• _EXERCISE TASK_
Extract every line that contains the word "this".

• _PROVIDED RECORDS_
•••••

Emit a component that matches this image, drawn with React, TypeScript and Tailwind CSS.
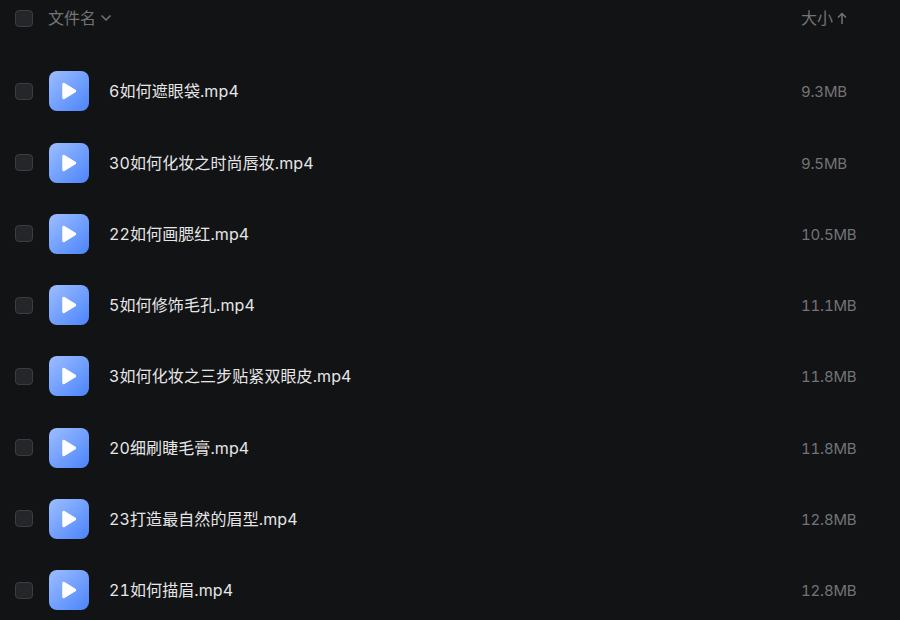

•••••

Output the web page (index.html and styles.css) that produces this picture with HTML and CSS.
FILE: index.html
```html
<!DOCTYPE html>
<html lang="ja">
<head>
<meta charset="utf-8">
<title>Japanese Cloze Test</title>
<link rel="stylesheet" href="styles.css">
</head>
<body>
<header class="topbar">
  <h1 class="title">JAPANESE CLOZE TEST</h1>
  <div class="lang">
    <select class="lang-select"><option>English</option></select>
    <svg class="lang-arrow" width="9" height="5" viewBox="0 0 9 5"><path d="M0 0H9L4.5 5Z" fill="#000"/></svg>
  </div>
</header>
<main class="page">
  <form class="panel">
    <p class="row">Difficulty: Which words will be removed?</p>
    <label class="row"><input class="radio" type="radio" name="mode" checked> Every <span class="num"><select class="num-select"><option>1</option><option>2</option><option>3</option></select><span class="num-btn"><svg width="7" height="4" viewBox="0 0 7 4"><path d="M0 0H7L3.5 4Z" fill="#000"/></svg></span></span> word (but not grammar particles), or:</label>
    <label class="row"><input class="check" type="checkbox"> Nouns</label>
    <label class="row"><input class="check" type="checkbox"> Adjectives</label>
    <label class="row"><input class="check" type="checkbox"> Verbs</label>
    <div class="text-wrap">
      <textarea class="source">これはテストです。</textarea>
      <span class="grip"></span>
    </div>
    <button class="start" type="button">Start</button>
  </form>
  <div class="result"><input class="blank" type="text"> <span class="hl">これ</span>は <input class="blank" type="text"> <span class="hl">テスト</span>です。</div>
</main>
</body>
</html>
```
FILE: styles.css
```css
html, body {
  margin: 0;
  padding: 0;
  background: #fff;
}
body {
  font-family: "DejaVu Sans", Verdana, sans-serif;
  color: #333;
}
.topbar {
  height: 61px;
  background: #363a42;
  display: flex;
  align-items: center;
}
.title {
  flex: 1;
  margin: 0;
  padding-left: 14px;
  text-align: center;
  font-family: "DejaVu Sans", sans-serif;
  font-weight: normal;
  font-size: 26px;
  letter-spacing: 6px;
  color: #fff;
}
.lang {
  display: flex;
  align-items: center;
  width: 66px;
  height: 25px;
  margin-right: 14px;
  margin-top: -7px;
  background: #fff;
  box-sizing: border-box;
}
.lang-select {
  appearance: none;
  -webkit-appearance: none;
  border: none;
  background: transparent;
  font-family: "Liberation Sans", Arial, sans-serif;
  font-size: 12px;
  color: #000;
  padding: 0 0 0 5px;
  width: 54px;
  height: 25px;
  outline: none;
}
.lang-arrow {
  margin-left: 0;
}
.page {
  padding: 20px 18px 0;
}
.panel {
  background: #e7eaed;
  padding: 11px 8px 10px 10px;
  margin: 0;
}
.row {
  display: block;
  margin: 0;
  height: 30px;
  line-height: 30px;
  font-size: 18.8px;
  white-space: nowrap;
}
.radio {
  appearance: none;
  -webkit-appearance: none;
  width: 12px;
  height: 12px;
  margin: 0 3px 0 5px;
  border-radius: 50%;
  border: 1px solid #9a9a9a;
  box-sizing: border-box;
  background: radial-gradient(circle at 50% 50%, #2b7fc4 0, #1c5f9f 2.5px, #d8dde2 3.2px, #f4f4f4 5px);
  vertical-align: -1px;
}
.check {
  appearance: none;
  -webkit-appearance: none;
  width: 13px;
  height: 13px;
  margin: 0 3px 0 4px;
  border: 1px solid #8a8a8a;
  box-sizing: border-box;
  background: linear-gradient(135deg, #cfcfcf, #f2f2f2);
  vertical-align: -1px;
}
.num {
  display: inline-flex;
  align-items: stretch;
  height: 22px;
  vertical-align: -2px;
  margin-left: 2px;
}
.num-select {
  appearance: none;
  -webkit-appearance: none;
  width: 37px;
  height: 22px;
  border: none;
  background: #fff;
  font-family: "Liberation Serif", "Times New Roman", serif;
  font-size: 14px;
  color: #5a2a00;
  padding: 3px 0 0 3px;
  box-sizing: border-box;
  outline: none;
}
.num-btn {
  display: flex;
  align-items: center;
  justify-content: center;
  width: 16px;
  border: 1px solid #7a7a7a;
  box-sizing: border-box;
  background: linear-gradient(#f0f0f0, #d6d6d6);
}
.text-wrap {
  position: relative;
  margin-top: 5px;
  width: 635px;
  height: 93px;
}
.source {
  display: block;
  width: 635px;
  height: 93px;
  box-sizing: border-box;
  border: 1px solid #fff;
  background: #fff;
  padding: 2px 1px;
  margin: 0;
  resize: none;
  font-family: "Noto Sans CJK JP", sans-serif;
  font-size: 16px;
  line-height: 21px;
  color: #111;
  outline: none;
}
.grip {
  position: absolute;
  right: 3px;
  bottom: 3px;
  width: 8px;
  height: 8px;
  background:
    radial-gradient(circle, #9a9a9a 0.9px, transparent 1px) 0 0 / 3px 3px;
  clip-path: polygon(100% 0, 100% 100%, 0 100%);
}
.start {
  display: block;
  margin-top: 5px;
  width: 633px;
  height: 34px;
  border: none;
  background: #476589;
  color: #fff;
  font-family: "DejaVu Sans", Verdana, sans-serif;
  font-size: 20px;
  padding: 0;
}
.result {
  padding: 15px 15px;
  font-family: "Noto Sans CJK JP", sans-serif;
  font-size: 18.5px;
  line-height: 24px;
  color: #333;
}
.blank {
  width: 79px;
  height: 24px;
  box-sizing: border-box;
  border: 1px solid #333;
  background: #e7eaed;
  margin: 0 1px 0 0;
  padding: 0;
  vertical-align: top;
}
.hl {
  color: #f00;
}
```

•••••

• _SOLUTION_
Emit a component that matches this image, drawn with React, TypeScript and Tailwind CSS.
Output the web page (index.html and styles.css) that produces this picture with HTML and CSS.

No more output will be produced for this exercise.